To generalize the microscopic study to 3D FE analysis, the corresponding
results of Von~Mises stress predicted by the twelve individual 3D
simulations (four models deformed along the three perpendicular directions)
of the 3D-170 and 3D-340 models under the two mixed BCs are shown in Figure~\ref{fig20}. 
Similar convergence trend can be observed as the size of the 3D models
increases. The average responses over the individual simulations associated
with the two BCs are shown in Figure~\ref{fig21}. The difference between the mean
Von~Mises stress at 1{\%} strain for the 3D-170 models under BC 1 and BC 2 is
8.5{\%} and for 3D-340 models 3.6{\%}. The overall averages of the total
responses for each 3D model group are shown in Figure~\ref{fig22}. Although the
curves are not as close as 2D models, the convergence trend is similar to
the 2D study. The accumulated frequencies of the Von~Mises stress of the 3D
models are plotted in Figure~\ref{fig23}. The frequency averaged over all the 3D
simulation under the two BCs is shown in Figure~\ref{fig24}. Similar convergence
trend can also been observed. It can be expected that if the 3D models
increase to $640\,\mu$m, the individual stress and strain curves would
become more convergent. However, due to the computational limitation, it is
not practical to analyze the model with $640\,\mu$m side length. Since the
two BCs are bounds for the properties, the ``exact'' effective response
should lie in between.
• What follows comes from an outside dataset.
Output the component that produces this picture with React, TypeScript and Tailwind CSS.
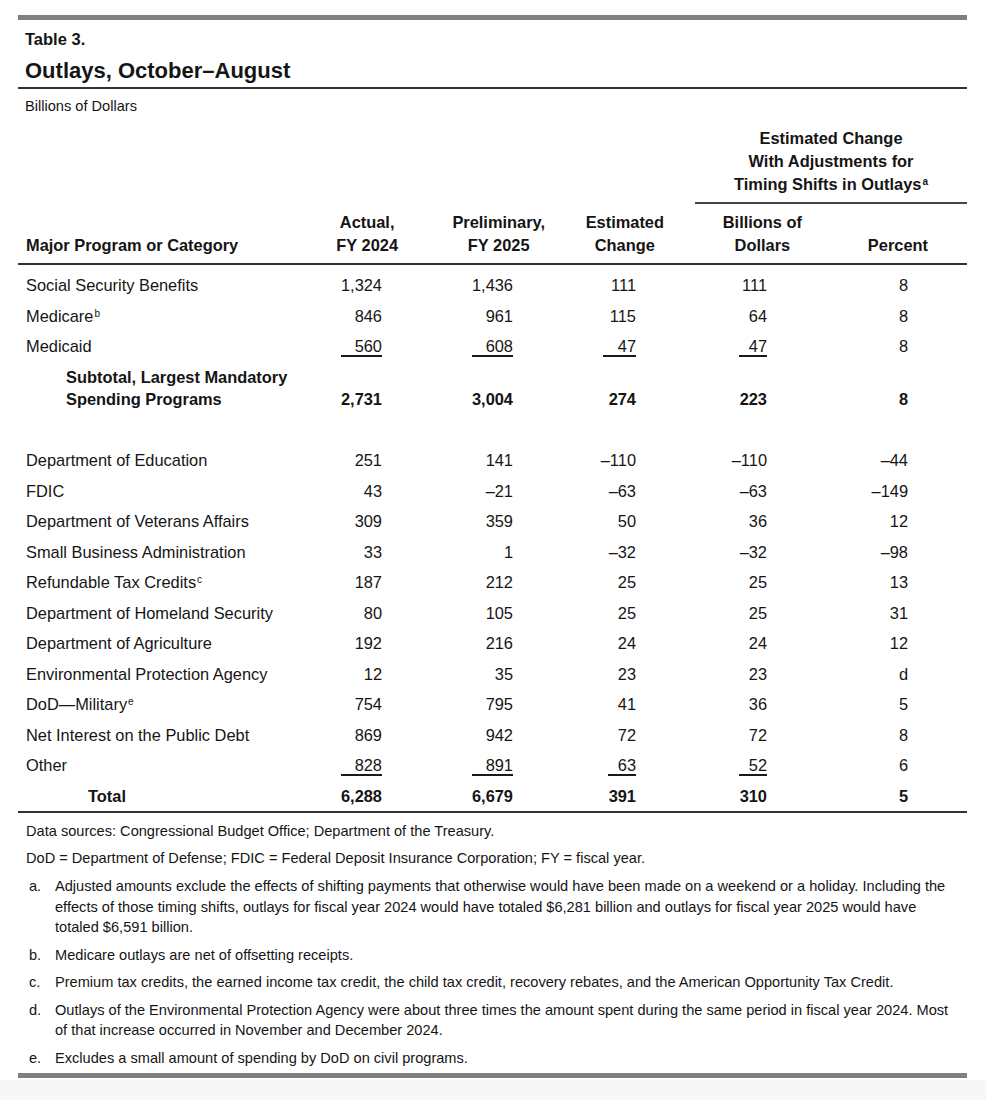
import React from "react";

type Row = {
  label: React.ReactNode;
  vals: string[];
  ul?: (number | null)[];
};

const GRID = "grid grid-cols-[282px_120px_140px_120px_140px_147px]";
const NUM_PAD = ["", "pr-[38px]", "pr-[47px]", "pr-[44px]", "pr-[53px]", "pr-[59px]"];
const UL_W: Record<number, string> = {
  41: "min-w-[41px]",
  33: "min-w-[33px]",
  28: "min-w-[28px]",
};

function Sup({ c }: { c: string }) {
  return <span className="relative -top-[5px] text-[10px] leading-none ml-[1px]">{c}</span>;
}

function Num({ v, col, ul }: { v: string; col: number; ul?: number | null }) {
  return (
    <div className={`flex justify-end items-center ${NUM_PAD[col]}`}>
      {ul ? (
        <span className={`inline-block text-right border-b-2 border-[#1a1a1a] leading-[17px] mt-[2px] ${UL_W[ul]}`}>{v}</span>
      ) : (
        <span>{v}</span>
      )}
    </div>
  );
}

function DataRow({ r }: { r: Row }) {
  return (
    <div className={`${GRID} h-[30.5px] items-center`}>
      <div className="pl-[8px] whitespace-nowrap">{r.label}</div>
      {r.vals.map((v, i) => (
        <Num key={i} v={v} col={i + 1} ul={r.ul ? r.ul[i] : null} />
      ))}
    </div>
  );
}

const top: Row[] = [
  { label: "Social Security Benefits", vals: ["1,324", "1,436", "111", "111", "8"] },
  { label: <>Medicare<Sup c="b" /></>, vals: ["846", "961", "115", "64", "8"] },
  { label: "Medicaid", vals: ["560", "608", "47", "47", "8"], ul: [41, 41, 33, 28, null] },
];

const bottom: Row[] = [
  { label: "Department of Education", vals: ["251", "141", "–110", "–110", "–44"] },
  { label: "FDIC", vals: ["43", "–21", "–63", "–63", "–149"] },
  { label: "Department of Veterans Affairs", vals: ["309", "359", "50", "36", "12"] },
  { label: "Small Business Administration", vals: ["33", "1", "–32", "–32", "–98"] },
  { label: <>Refundable Tax Credits<Sup c="c" /></>, vals: ["187", "212", "25", "25", "13"] },
  { label: "Department of Homeland Security", vals: ["80", "105", "25", "25", "31"] },
  { label: "Department of Agriculture", vals: ["192", "216", "24", "24", "12"] },
  { label: "Environmental Protection Agency", vals: ["12", "35", "23", "23", "d"] },
  { label: <>DoD—Military<Sup c="e" /></>, vals: ["754", "795", "41", "36", "5"] },
  { label: "Net Interest on the Public Debt", vals: ["869", "942", "72", "72", "8"] },
  { label: "Other", vals: ["828", "891", "63", "52", "6"], ul: [41, 41, 28, 28, null] },
];

const notes: [string, string][] = [
  [
    "a.",
    "Adjusted amounts exclude the effects of shifting payments that otherwise would have been made on a weekend or a holiday. Including the effects of those timing shifts, outlays for fiscal year 2024 would have totaled $6,281 billion and outlays for fiscal year 2025 would have totaled $6,591 billion.",
  ],
  ["b.", "Medicare outlays are net of offsetting receipts."],
  [
    "c.",
    "Premium tax credits, the earned income tax credit, the child tax credit, recovery rebates, and the American Opportunity Tax Credit.",
  ],
  [
    "d.",
    "Outlays of the Environmental Protection Agency were about three times the amount spent during the same period in fiscal year 2024. Most of that increase occurred in November and December 2024.",
  ],
  ["e.", "Excludes a small amount of spending by DoD on civil programs."],
];

export default function App() {
  return (
    <div className="w-[986px] h-[1100px] bg-[#f7f7f7] font-['Liberation_Sans',Arial,sans-serif] text-[#151515]">
      <div className="h-[1080px] bg-white pt-[15px]">
        <div className="ml-[18px] w-[949px]">
          <div className="h-[5px] bg-[#808080]" />
          <div className="pl-[7px] pt-[9px] text-[16.5px] font-bold leading-[20px]">Table 3.</div>
          <div className="pl-[7px] pt-[9px] pb-[3px] text-[22px] font-bold leading-[26px] border-b-2 border-[#333]">
            Outlays, October–August
          </div>
          <div className="pl-[7px] pt-[8px] text-[14.6px] leading-[18px]">Billions of Dollars</div>

          {/* Header */}
          <div className="text-[16.4px] font-bold leading-[23px] pt-[11.5px] border-b-2 border-[#333] pb-[5.5px]">
            <div className={GRID}>
              <div className="col-start-5 col-span-2 ml-[15px] text-center border-b-2 border-[#444] pb-[6px]">
                <div>Estimated Change</div>
                <div>With Adjustments for</div>
                <div>
                  Timing Shifts in Outlays<Sup c="a" />
                </div>
              </div>
            </div>
            <div className={`${GRID} items-end pt-[7.5px]`}>
              <div className="pl-[8px]">Major Program or Category</div>
              <div className="flex justify-end pr-[22px]">
                <div className="text-center">
                  <div>Actual,</div>
                  <div>FY 2024</div>
                </div>
              </div>
              <div className="flex justify-end pr-[15px]">
                <div className="text-center">
                  <div>Preliminary,</div>
                  <div>FY 2025</div>
                </div>
              </div>
              <div className="flex justify-end pr-[16px]">
                <div className="text-center">
                  <div>Estimated</div>
                  <div>Change</div>
                </div>
              </div>
              <div className="flex justify-end pr-[18px]">
                <div className="text-center">
                  <div>Billions of</div>
                  <div>Dollars</div>
                </div>
              </div>
              <div className="flex justify-end pr-[39px]">
                <div className="text-center">
                  <div>Percent</div>
                </div>
              </div>
            </div>
          </div>

          {/* Body */}
          <div className="text-[16.4px] leading-[20px] pt-[5.5px] border-b-2 border-[#333]">
            {top.map((r, i) => (
              <DataRow key={i} r={r} />
            ))}
            <div className={`${GRID} items-end font-bold leading-[22px] mt-[4.5px]`}>
              <div className="pl-[48px]">
                <div>Subtotal, Largest Mandatory</div>
                <div>Spending Programs</div>
              </div>
              <Num v="2,731" col={1} />
              <Num v="3,004" col={2} />
              <Num v="274" col={3} />
              <Num v="223" col={4} />
              <Num v="8" col={5} />
            </div>
            <div className="h-[35px]" />
            {bottom.map((r, i) => (
              <DataRow key={i} r={r} />
            ))}
            <div className={`${GRID} h-[30.5px] items-center font-bold`}>
              <div className="pl-[70px]">Total</div>
              <Num v="6,288" col={1} />
              <Num v="6,679" col={2} />
              <Num v="391" col={3} />
              <Num v="310" col={4} />
              <Num v="5" col={5} />
            </div>
          </div>

          {/* Footer */}
          <div className="text-[14.6px] leading-[20px]">
            <div className="pl-[8px] pt-[8px]">Data sources: Congressional Budget Office; Department of the Treasury.</div>
            <div className="pl-[8px] mt-[7px]">DoD = Department of Defense; FDIC = Federal Deposit Insurance Corporation; FY = fiscal year.</div>
            <div className="mt-[8px] leading-[20.5px]">
              {notes.map(([k, t], i) => (
                <div key={k} className={`flex ${i > 0 ? "mt-[7px]" : ""}`}>
                  <div className="w-[37px] shrink-0 pl-[11px]">{k}</div>
                  <div className="w-[900px]">{t}</div>
                </div>
              ))}
            </div>
          </div>
          <div className="h-[5px] bg-[#808080] mt-[4.5px]" />
        </div>
      </div>
    </div>
  );
}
In other words, since the difference between the mean
Von~Mises stress at 1{\%} strain for the 3D-340 models under BC1 and BC2 is
3.6{\%}, the average should be within 3.6{\%} of the ``exact'' solution. 
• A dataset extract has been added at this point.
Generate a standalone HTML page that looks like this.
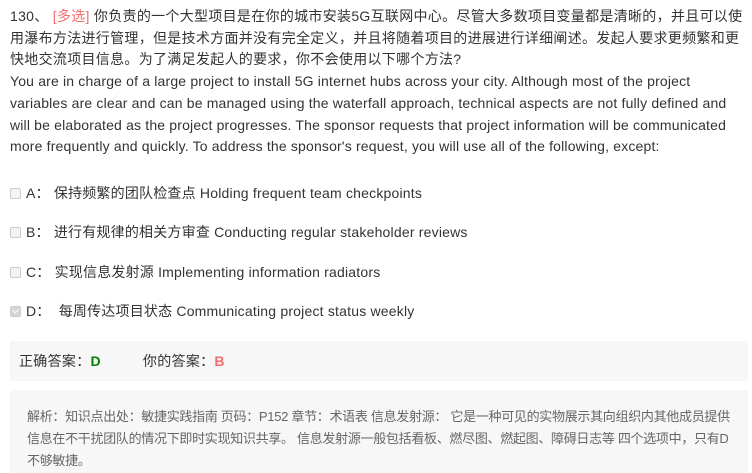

It can be found that for microscopic response, the 3D models predict higher
mean Von~Mises stress than 2D models but relatively uniform distributions
with smaller standard deviation. For example, the distribution of the Von~Mises
stress is $357.7\pm 46.7$\,MPa for 3D-340 models and $298\pm 95.5$\,MPa
for 2D-4000 models. An extensive comparison between the stress and strain
distribution has been studied in our companion work \cite{ShenandBrinson}. 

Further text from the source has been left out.